No âmbito da grave crise de direitos humanos iniciada em 18 de abril de 2018 e da profunda deterioração da institucionalidade democrática que afeta o país, as eleições gerais de novembro de 2021 representavam para a sociedade nicaraguense a possibilidade de se iniciar um período transicional para alcançar o restabelecimento do Estado de Direito e da democracia, assim como a garantia do direito à memória, à verdade e ao acesso à justiça das vítimas da violência estatal. No entanto, todas as medidas arbitrárias adotadas pelo Executivo, em especial as executadas no presente ano, evidenciam que o processo eleitoral das próximas semanas não cumpre com todos os parâmetros interamericanos para garantir eleições livres, justas, transparentes e pluralistas.
O grande desafio que hoje a Nicarágua enfrenta é o restabelecimento das garantias e liberdades fundamentais de um Estado Democrático de Direito que permitam retomar a democracia representativa e participativa e a separação efetiva dos poderes. Para tanto, devem ser garantidas as condições para a realização de eleições justas, livres e transparentes em conformidade com os princípios estabelecidos na Carta Democrática Interamericana. Nesse contexto, a Comissão realiza no relatório uma série de recomendações voltadas ao Estado da Nicarágua e à comunidade internacional.

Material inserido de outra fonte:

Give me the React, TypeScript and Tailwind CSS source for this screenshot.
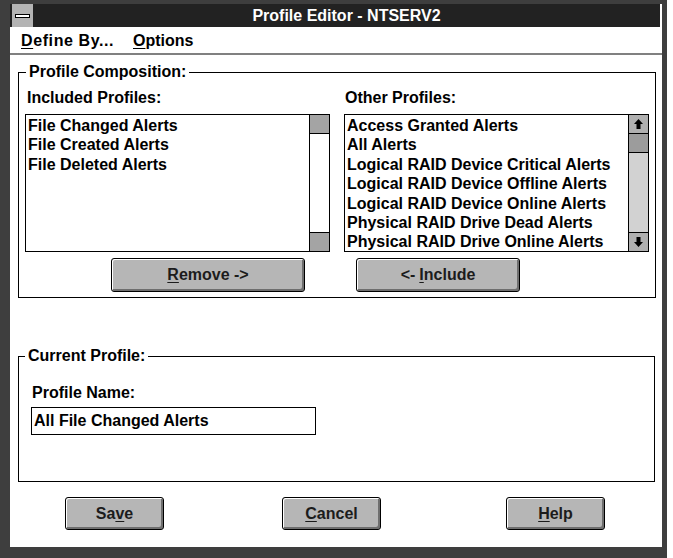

A CIDH é um órgão principal e autônomo da Organização dos Estados Americanos (OEA), cujo mandato surge a partir da Carta da OEA e da Convenção Americana sobre Direitos Humanos. A Comissão Interamericana tem como mandato promover a observância e defesa dos direitos humanos na região e atua como órgão consultivo da OEA na temática. A CIDH é composta por sete membros independentes, que são eleitos pela Assembleia Geral da OEA a título pessoal, sem representarem seus países de origem ou de residência.